The estate referred to Court of Appeals for the Fifth Circuit (Estate of Dunn) and Eleventh Circuit (Estate of Jelke) decisions which allowed dollar for dollar reductions in value for built-in gains tax.
The Tax Court reviewed the arguments of the IRS and the Estate. The Court agreed with the IRS that the broader factual inquiry of Eisenberg applied to this case, but declined to speculate how the 2nd Circuit “may hold in the future.” However, the Court rejected the IRS closed-end comparison and analysis because they were not comparable to the assets owned by Wa-Klo. Wa-Klo owned real estate on which operated a summer camp that was not generating profits.
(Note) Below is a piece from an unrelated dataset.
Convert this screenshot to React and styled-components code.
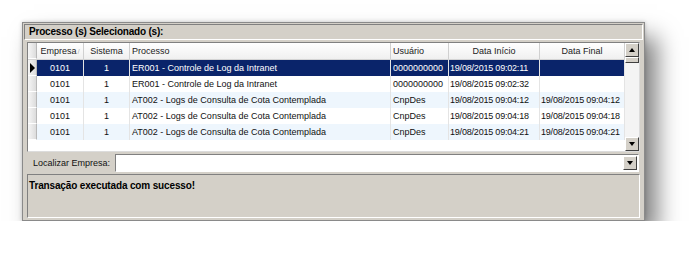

Therefore the value of the assets was the value of the underlying real estate. The Court pointed out that closed-end funds have value based on multiple investments in many types of real estate. Furthermore, when valuing the funds, the market typically considers the skill of the management, supply and demand, investor confidence and the funds’ prior history.
Consequently, the Court reviewed all the evidence and conducted its own present value calculations based on the fair market value of the improved property, multiplied by appreciation (using both 5% and 7.725%) and compounded interest rates (over a 17-year holding period – which was determined to be the remaining depreciable life of Wa-Klo’s assets), plus a 40% effective tax rate to reach a long term capital gains tax liability of approximately $1,200,000. As this long term capital gains tax liability amount was higher than the estate’s appraised dollar-for-dollar discount, the court concluded that the Estate qualified for the full dollar-for-dollar discount on the calculated built-in capital gain.
This decision is a good victory for the taxpayer in the arena of the built-in long term capital gains tax liability. It is important to note that this reduction in value was still allowed even though at date of death neither a sale nor liquidation of Wa-Klo or its assets was imminent or planned. However, the Court specifically declined to adopt a per se rule of 100% discount for long term capital gains tax liability. Thus, it is an area that is still ripe for appeal to the 2nd Circuit.